A spokeswoman for the sheriff’s department told the Post, “To make sure nothing like this happens again, the Denver Sheriff Department has changed its policies to ensure that pregnant inmates who are in any stage of labor are now transported immediately to the hospital.”
Sanchez was booked into the Denver County Jail on July 14, 2018 after being charged with identity theft. At the time, Sanchez was just weeks away from her due date and, according to the lawsuit, the jail made note of that in her records.
On July 31, she left a message for the jail’s deputy that she was having contractions. She alleges she told the deputies and nurses “at least eight times that morning,” but they did not provide any medical assistance. The surveillance video shows Sanchez in her cell laboring alone.
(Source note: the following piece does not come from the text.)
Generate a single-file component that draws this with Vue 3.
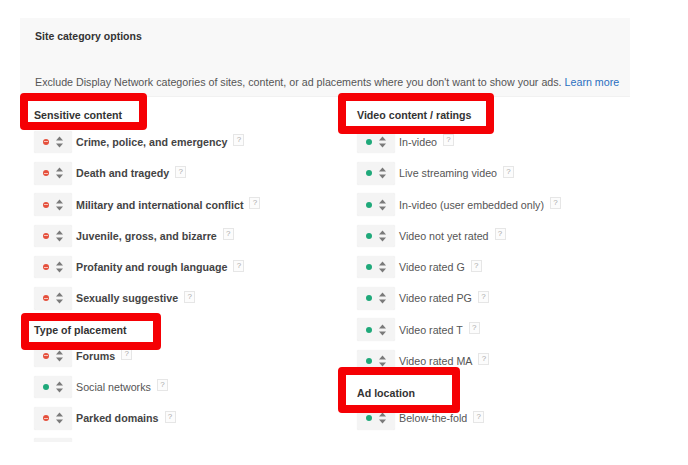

She continued to labor and then alerted deputies that her water had broken and the baby was coming. Though a nurse requested a van to take her to the hospital, according to the lawsuit, the staff knew the van wouldn’t come until all new detainees were booked which could take hours.
She continued to yell for help but was told that she didn’t need any additional medical attention, according to the suit.
The video shows Sanchez having the baby over her bed in her cell. It’s not until she has the baby that someone comes in to examine the baby. Sanchez and her baby weren’t taken to the hospital until nearly 30 minutes after the baby was born.
Newman shared that with the lawsuit, her goal is to “achieve some measure of accountability and to force wrongdoing to change their behavior.”